Hence
Middle English hennes (in hence (sense 3)): from earlier henne (from Old English heonan, of Germanic origin, related to he) + -s3 (later respelled -ce to denote the unvoiced sound).
wiktionary
A later Middle English spelling, retaining the voiceless -s, of hennes ( henne + adverbial genitive ending -s), from Old English heonan(“away", "hence”), from a Proto-West Germanic *hin-, from Proto-Germanic *hiz.

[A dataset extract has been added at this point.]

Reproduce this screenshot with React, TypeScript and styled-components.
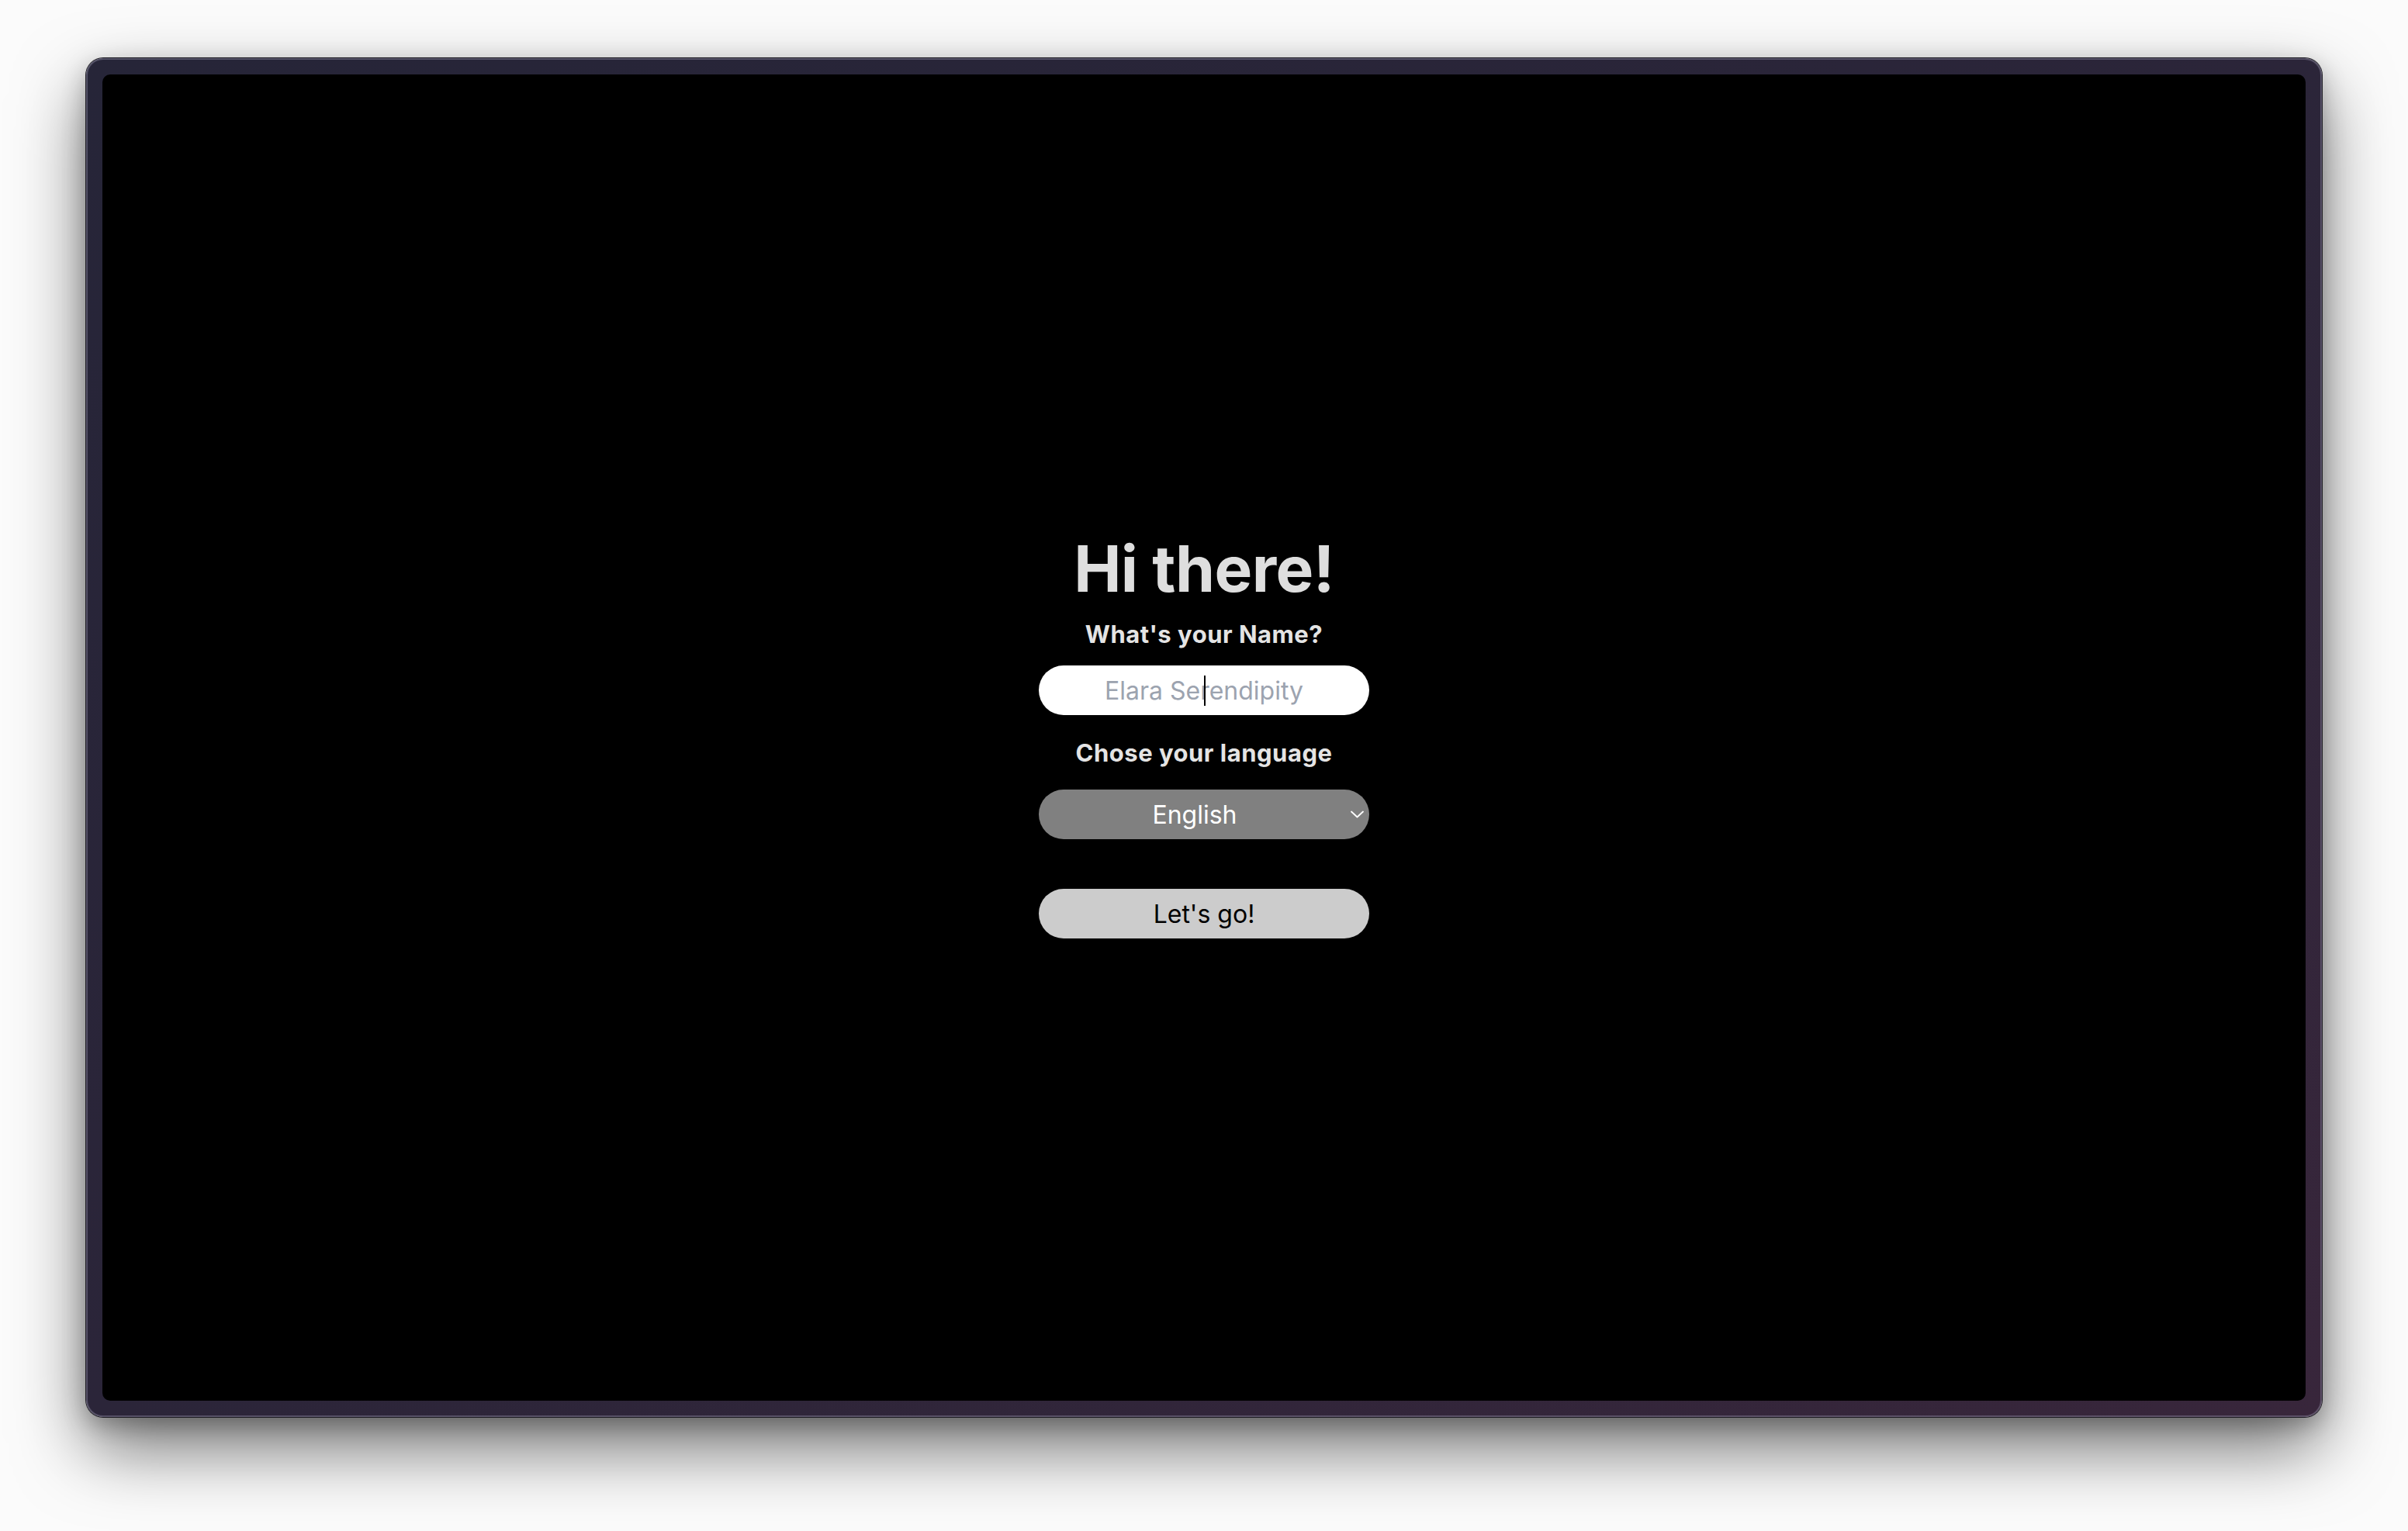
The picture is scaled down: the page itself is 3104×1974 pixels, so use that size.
import React from "react";
import styled, { createGlobalStyle } from "styled-components";

const Global = createGlobalStyle`
  html, body {
    margin: 0;
    padding: 0;
    background: #fbfbfb;
    font-family: Inter, "Noto Sans", "Liberation Sans", sans-serif;
  }
  * { box-sizing: border-box; }
`;

const Page = styled.div`
  width: 3104px;
  height: 1974px;
  padding: 75px 111px 147px 111px;
  background: #fbfbfb;
`;

const Frame = styled.div`
  width: 100%;
  height: 100%;
  border-radius: 22px;
  padding: 21px;
  background: linear-gradient(to bottom right, #262538 0%, #2b2539 50%, #38263b 100%);
  box-shadow:
    0 0 0 1px #1c1b22,
    inset 0 0 0 2px rgba(140, 135, 160, 0.45),
    0 40px 90px rgba(0, 0, 0, 0.55),
    0 10px 30px rgba(0, 0, 0, 0.25);
`;

const Screen = styled.main`
  width: 100%;
  height: 100%;
  background: #000;
  border-radius: 10px;
  display: flex;
  flex-direction: column;
  align-items: center;
  justify-content: center;
`;

const Title = styled.h1`
  margin: 0 0 24px 0;
  font-size: 82px;
  line-height: 84px;
  font-weight: 700;
  color: #dedede;
  letter-spacing: -0.6px;
`;

const Label = styled.label<{ $gap: number }>`
  display: block;
  font-size: 31px;
  line-height: 35px;
  font-weight: 700;
  letter-spacing: 0.5px;
  color: #e4e4e4;
  margin-bottom: ${(p) => p.$gap}px;
`;

const Field = styled.div<{ $gap: number }>`
  position: relative;
  width: 426px;
  height: 64px;
  margin-bottom: ${(p) => p.$gap}px;
`;

const NameInput = styled.input`
  width: 100%;
  height: 100%;
  border: none;
  outline: none;
  border-radius: 32px;
  background: #ffffff;
  text-align: center;
  font-family: inherit;
  font-size: 32px;
  color: #111;
  padding: 0 20px;
  &::placeholder {
    color: #9ca3af;
  }
`;

const Caret = styled.span`
  position: absolute;
  left: 213px;
  top: 13px;
  width: 2px;
  height: 39px;
  background: #000;
`;

const Select = styled.select`
  width: 100%;
  height: 100%;
  border: none;
  outline: none;
  border-radius: 32px;
  background: #808080;
  color: #ffffff;
  font-family: inherit;
  font-size: 32px;
  text-align: center;
  text-align-last: center;
  appearance: none;
  -webkit-appearance: none;
  padding: 0 24px 0 0;
`;

const Chevron = styled.svg`
  position: absolute;
  right: 7px;
  top: 27px;
  width: 17px;
  height: 10px;
  pointer-events: none;
`;

const GoButton = styled.button`
  width: 426px;
  height: 64px;
  border: none;
  border-radius: 32px;
  background: #cccccc;
  color: #000;
  font-family: inherit;
  font-size: 32px;
  font-weight: 400;
  cursor: pointer;
`;

export default function App() {
  return (
    <>
      <Global />
      <Page>
        <Frame>
          <Screen>
            <Title>Hi there!</Title>
            <Label $gap={23}>What's your Name?</Label>
            <Field $gap={31}>
              <NameInput placeholder="Elara Serendipity" />
              <Caret />
            </Field>
            <Label $gap={30}>Chose your language</Label>
            <Field $gap={64}>
              <Select defaultValue="en">
                <option value="en">English</option>
                <option value="fr">Français</option>
                <option value="de">Deutsch</option>
              </Select>
              <Chevron viewBox="0 0 17 10" fill="none">
                <path d="M1 1.5 L8.5 8.5 L16 1.5" stroke="#ffffff" strokeWidth="1.8" strokeLinecap="round" strokeLinejoin="round" />
              </Chevron>
            </Field>
            <GoButton>Let's go!</GoButton>
          </Screen>
        </Frame>
      </Page>
    </>
  );
}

Cognate with Old Saxon hinan, Old High German hinnan (German hinnen), Dutch heen, Swedish hän. Related to Old English her(“here”).
etymonline
hence (adv.)
"(away) from here," late 13c., hennes, with adverbial genitive -s + Old English heonan "away, hence," from West Germanic *hin- (source also of Old Saxon hinan, Old High German hinnan, German hinnen), from PIE *ki-, variant of root *ko- "this," the stem of the demonstrative pronoun (see here).
The modern spelling (mid-15c.) is phonetic, to retain the breathy -s- (compare twice, once, since). Original "away from this place;" of time, "from this moment onward," late 14c.; meaning "from this (fact or circumstance)" first recorded 1580s. Wyclif (1382) uses hennys & þennys for "from here and there, on both sides."